Je transmettrai fidèlement à Son Excellence le Président de la République, votre message, votre soutien, et cette caution qui marque votre volonté de le voir poursuivre son œuvre pour le Cameroun.
Recevez, au nom du Chef de l’État, ses encouragements renouvelés, sa considération et son engagement constant pour la jeunesse camerounaise.”
Analyse politique : Un soutien générationnel ou un syndrome de dévotion nationale ?
L’initiative peut faire sourire, surprendre, voire inquiéter certains analystes, mais elle mérite une lecture plus approfondie du contexte politique et sociologique camerounais.
- Une “jeunesse” encadrée ou spontanée ?
Le premier niveau de lecture interroge sur l’identité réelle de ces jeunes. S’agit-il d’une mobilisation spontanée et sincère ou d’une stratégie savamment orchestrée par les structures du parti au pouvoir, le RDPC ? Au Cameroun, les organisations de jeunesse sont souvent très proches, sinon instrumentalisées, par les cercles du pouvoir. Le ton du discours et la mise en scène autour de la remise de cette somme renforcent cette hypothèse.
- Une candidature Biya en 2025 : fiction ou répétition ?
Paul Biya, au pouvoir depuis 1982, totalise 43 années à la tête du Cameroun. Il fêtera ses 92 ans quelques mois après l’élection présidentielle prévue pour octobre 2025. Sa longévité fait de lui l’un des chefs d’État les plus âgés et les plus anciens du monde. Alors que plusieurs voix internes et internationales appellent à un renouvellement générationnel, cette initiative vient brouiller les pistes : s’achemine-t-on vers un nouveau bail présidentiel pour le nonagénaire, ou s’agit-il d’une simple démonstration de loyauté politique dans une période d’incertitude ?
- Le coût politique d’un tel geste : générosité ou instrumentalisation ?
Sur le fond, la mobilisation de 40 millions de FCFA par des jeunes questionne. D’où vient cet argent ? Quelle est sa provenance réelle ? À l’heure où une bonne partie de la jeunesse camerounaise fait face au chômage, à l’exil, à la précarité économique, cette levée de fonds pourrait susciter le scepticisme, voire la colère silencieuse de ceux qui se sentent éloignés de la sphère dirigeante.

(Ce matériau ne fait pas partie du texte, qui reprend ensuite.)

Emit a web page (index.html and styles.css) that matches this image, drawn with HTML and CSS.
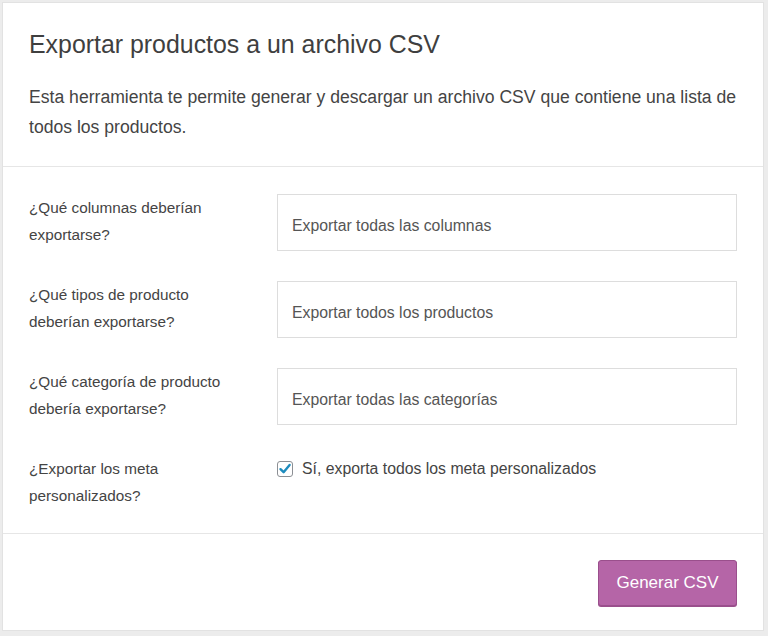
FILE: index.html
```html
<!DOCTYPE html>
<html lang="es">
<head>
<meta charset="utf-8">
<title>Exportar productos</title>
<link rel="stylesheet" href="styles.css">
</head>
<body>
<div class="card">
  <header class="card-head">
    <h1 class="title">Exportar productos a un archivo CSV</h1>
    <p class="desc">Esta herramienta te permite generar y descargar un archivo CSV que contiene una lista de todos los productos.</p>
  </header>
  <section class="form">
    <div class="row">
      <label class="label">¿Qué columnas deberían exportarse?</label>
      <div class="field">Exportar todas las columnas</div>
    </div>
    <div class="row">
      <label class="label">¿Qué tipos de producto deberían exportarse?</label>
      <div class="field">Exportar todos los productos</div>
    </div>
    <div class="row">
      <label class="label">¿Qué categoría de producto debería exportarse?</label>
      <div class="field">Exportar todas las categorías</div>
    </div>
    <div class="row row-check">
      <label class="label">¿Exportar los meta personalizados?</label>
      <div class="check">
        <span class="box"><svg width="14" height="14" viewBox="0 0 14 14"><path d="M2.5 7.2 L5.6 10.2 L11.6 3" fill="none" stroke="#1e8cbe" stroke-width="2.4" stroke-linecap="round" stroke-linejoin="round"/></svg></span>
        <span class="check-text">Sí, exporta todos los meta personalizados</span>
      </div>
    </div>
  </section>
  <footer class="card-foot">
    <button class="btn">Generar CSV</button>
  </footer>
</div>
</body>
</html>
```
FILE: styles.css
```css
html, body {
  margin: 0;
  padding: 0;
}
body {
  background: #ececec;
  font-family: "Liberation Sans", Arial, sans-serif;
  color: #444;
  padding: 2px 4px 5px 2px;
}
.card {
  background: #fff;
  border: 1px solid #e2e2e2;
  box-sizing: border-box;
  height: 629px;
}
.card-head {
  padding: 26px 26px 24px;
  border-bottom: 1px solid #e6e6e6;
}
.title {
  margin: 0;
  font-size: 24.9px;
  line-height: 30px;
  font-weight: 400;
  color: #3f3f3f;
}
.desc {
  margin: 23px 0 0;
  font-size: 17.6px;
  line-height: 30px;
  color: #444;
}
.form {
  padding: 27px 26px 24px;
  border-bottom: 1px solid #e6e6e6;
  display: flex;
  flex-direction: column;
  gap: 30px;
}
.row {
  display: grid;
  grid-template-columns: 248px 1fr;
  align-items: start;
}
.label {
  font-size: 15.3px;
  line-height: 27px;
  color: #444;
  padding-right: 50px;
}
.field {
  height: 57px;
  box-sizing: border-box;
  border: 1px solid #ddd;
  display: flex;
  align-items: center;
  padding: 6px 14px 0;
  font-size: 15.8px;
  color: #555;
}
.check {
  display: flex;
  align-items: center;
  gap: 9px;
  height: 27px;
}
.box {
  width: 16px;
  height: 16px;
  border: 1px solid #8c8f94;
  border-radius: 3px;
  box-sizing: border-box;
  display: flex;
  align-items: center;
  justify-content: center;
  background: #fff;
}
.check-text {
  font-size: 15.8px;
  color: #444;
}
.card-foot {
  padding: 26px 26px 0;
  display: flex;
  justify-content: flex-end;
}
.btn {
  width: 139px;
  height: 46px;
  background: #b565a7;
  border: 1px solid #9a4f8c;
  border-radius: 3px;
  color: #fff;
  font-family: "Liberation Sans", Arial, sans-serif;
  font-size: 17px;
  box-shadow: 0 1px 0 #9a4f8c;
}
```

- Une stratégie de continuité et de verrouillage ?
En recevant officiellement cette caution, la Présidence ne se contente pas de remercier : elle entérine et institutionnalise un mouvement de soutien qui pourrait servir d’amorce à une candidature officielle. Ce geste pourrait aussi viser à tester la réaction de l’opinion publique et des partenaires internationaux face à l’hypothèse d’un septième mandat.
Biya 2025, une option désormais sur la table ?
Cette opération de “jeunesse solidaire” pour le président de 91 ans relance, avec une touche presque surréaliste, le débat sur la succession politique au Cameroun. Alors que le pays fait face à de nombreux défis – sécuritaires dans le Nord-Ouest et le Sud-Ouest, économiques dans tout le pays – cette volonté de maintenir le statu quo interpelle.
Une chose est sûre : à 91 ans, Paul Biya reste au centre du jeu politique, et tout porte à croire qu’il pourrait bien… y rester encore. Avec ou sans les 40 millions de la jeunesse.